◆ WORK TO DO
Pick out and copy every line below that has the word "Rebuild".

◆ RECORDS SHOWN
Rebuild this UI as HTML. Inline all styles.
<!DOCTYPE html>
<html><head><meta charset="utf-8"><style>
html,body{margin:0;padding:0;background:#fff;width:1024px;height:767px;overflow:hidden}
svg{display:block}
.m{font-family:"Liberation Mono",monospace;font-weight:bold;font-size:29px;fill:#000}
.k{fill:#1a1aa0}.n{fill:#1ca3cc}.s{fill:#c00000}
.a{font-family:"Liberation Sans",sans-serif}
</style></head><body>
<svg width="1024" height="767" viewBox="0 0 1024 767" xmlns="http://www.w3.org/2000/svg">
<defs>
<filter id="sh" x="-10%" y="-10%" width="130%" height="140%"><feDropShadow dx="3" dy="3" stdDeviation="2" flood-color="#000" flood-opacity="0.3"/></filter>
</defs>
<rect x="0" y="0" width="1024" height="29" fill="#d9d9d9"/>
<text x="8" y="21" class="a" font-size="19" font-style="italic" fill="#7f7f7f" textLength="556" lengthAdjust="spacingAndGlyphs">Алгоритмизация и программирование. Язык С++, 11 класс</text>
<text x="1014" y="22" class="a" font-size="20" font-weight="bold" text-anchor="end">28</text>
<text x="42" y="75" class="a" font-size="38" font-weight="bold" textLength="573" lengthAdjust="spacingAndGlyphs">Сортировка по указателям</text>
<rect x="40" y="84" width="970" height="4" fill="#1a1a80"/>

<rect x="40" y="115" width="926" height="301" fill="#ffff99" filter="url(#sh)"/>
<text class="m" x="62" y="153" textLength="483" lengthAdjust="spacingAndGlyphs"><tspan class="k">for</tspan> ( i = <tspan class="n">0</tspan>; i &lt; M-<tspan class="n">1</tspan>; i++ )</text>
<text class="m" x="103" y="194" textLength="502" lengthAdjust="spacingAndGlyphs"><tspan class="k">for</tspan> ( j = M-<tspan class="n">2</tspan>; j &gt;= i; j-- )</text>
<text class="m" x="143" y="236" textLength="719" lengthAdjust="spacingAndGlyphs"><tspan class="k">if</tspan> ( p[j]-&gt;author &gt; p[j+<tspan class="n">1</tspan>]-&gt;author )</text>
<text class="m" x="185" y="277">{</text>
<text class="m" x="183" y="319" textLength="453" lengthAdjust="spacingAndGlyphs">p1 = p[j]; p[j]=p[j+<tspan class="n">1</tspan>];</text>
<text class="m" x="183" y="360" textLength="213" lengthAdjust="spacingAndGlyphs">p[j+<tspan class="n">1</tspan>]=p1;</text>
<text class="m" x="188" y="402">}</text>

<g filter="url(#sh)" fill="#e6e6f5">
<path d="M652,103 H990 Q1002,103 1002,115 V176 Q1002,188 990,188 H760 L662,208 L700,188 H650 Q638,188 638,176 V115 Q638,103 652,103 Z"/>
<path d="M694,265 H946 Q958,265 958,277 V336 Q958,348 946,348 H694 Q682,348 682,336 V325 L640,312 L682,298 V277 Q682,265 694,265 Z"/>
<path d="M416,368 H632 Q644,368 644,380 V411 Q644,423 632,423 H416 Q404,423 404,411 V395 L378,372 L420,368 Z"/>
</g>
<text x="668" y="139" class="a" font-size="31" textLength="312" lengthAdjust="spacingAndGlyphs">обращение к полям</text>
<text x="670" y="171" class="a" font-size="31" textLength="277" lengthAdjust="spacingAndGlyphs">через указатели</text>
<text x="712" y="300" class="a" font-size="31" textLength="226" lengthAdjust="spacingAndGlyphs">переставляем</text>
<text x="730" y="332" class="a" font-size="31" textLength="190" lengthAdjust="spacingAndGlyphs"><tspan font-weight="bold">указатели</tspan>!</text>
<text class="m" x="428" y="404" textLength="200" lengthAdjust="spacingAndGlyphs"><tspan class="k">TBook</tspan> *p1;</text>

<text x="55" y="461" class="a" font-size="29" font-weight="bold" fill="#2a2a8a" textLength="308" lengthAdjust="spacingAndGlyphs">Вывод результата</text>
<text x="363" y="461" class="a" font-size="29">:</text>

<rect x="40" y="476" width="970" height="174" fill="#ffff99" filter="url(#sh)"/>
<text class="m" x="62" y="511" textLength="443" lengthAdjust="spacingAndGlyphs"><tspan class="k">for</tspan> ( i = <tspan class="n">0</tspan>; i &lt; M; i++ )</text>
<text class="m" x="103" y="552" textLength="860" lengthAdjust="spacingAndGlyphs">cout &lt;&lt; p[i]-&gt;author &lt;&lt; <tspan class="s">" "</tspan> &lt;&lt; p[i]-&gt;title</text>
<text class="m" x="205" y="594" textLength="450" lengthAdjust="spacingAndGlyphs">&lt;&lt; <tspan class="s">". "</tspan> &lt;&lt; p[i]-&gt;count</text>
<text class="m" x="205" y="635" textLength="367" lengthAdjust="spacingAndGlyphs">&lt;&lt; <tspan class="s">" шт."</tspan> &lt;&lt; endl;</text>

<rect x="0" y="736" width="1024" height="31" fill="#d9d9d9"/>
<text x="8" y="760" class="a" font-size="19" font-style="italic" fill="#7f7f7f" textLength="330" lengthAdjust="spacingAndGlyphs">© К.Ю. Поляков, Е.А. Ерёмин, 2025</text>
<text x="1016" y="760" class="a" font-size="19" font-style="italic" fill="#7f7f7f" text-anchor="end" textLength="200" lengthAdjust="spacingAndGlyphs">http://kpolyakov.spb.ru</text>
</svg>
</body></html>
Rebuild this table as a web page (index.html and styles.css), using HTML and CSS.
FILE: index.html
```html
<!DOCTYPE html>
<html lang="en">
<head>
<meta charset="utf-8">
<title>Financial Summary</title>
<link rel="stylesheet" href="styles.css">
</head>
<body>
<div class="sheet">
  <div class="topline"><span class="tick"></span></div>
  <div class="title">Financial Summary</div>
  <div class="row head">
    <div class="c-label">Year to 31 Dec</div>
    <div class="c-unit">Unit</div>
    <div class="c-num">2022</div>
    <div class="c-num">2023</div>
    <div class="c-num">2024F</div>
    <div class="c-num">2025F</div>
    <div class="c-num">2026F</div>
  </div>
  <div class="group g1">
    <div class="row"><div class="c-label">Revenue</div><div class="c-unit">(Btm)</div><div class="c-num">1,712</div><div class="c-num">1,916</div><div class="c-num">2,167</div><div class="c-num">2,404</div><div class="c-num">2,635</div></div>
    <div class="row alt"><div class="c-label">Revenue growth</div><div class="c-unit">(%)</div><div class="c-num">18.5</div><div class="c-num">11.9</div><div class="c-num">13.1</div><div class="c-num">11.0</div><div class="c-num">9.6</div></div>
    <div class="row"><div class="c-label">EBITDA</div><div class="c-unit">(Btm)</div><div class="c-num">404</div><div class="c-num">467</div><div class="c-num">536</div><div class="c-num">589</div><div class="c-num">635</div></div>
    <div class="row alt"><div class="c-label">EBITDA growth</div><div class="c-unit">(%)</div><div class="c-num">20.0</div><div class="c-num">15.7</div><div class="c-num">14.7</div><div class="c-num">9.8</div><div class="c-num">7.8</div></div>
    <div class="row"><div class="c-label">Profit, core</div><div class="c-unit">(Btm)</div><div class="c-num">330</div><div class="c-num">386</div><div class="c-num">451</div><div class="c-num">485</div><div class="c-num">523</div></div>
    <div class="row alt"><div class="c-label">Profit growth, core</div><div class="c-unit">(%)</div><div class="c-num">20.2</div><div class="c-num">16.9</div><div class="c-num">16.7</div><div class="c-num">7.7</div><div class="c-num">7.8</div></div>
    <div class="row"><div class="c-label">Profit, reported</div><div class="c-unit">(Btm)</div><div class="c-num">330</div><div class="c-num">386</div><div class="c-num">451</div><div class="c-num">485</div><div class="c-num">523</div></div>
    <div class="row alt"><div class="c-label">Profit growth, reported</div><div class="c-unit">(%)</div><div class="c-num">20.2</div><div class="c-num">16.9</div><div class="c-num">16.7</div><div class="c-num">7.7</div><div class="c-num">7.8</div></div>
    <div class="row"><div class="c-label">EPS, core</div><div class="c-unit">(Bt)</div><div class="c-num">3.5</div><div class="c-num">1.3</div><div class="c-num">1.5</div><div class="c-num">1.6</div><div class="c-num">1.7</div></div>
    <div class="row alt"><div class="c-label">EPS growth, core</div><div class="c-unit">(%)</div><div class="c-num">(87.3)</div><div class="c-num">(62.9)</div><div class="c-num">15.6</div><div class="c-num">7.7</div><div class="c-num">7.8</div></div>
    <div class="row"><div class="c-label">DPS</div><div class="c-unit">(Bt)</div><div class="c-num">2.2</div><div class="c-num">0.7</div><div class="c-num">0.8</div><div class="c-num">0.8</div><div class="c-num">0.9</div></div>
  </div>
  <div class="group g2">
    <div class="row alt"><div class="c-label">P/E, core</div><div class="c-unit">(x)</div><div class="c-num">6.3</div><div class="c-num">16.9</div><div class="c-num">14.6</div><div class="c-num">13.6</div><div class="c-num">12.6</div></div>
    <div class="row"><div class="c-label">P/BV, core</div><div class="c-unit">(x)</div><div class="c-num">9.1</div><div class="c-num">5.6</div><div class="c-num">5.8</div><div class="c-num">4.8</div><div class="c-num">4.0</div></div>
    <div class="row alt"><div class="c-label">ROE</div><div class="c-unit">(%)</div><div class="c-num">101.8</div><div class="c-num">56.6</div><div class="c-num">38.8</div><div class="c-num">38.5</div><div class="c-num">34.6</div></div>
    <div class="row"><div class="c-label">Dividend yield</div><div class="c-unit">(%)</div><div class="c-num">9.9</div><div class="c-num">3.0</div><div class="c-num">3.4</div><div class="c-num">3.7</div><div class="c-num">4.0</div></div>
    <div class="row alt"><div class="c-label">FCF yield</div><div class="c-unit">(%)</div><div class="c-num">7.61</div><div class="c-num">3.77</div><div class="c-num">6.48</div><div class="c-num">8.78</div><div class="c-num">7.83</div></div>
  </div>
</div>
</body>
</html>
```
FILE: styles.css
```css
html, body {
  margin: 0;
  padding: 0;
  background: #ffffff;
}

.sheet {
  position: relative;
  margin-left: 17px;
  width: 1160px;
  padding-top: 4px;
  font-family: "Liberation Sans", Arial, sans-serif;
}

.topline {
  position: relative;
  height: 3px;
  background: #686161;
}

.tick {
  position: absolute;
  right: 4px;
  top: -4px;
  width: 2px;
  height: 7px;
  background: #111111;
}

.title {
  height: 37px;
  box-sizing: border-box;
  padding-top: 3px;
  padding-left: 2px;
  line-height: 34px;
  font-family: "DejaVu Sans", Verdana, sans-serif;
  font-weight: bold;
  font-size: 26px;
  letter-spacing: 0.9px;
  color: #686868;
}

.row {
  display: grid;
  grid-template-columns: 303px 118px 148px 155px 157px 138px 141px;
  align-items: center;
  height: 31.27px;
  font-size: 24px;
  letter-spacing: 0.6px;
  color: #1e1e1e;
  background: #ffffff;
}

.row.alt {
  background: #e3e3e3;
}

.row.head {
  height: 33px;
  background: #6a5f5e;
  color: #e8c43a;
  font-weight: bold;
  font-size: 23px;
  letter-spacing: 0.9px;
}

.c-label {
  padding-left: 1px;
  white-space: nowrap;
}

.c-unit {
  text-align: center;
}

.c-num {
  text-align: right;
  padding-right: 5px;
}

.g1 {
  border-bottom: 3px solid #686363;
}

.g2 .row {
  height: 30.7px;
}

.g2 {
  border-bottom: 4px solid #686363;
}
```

◆ RESULT OF THIS EXERCISE
Rebuild this UI as HTML. Inline all styles.
Rebuild this table as a web page (index.html and styles.css), using HTML and CSS.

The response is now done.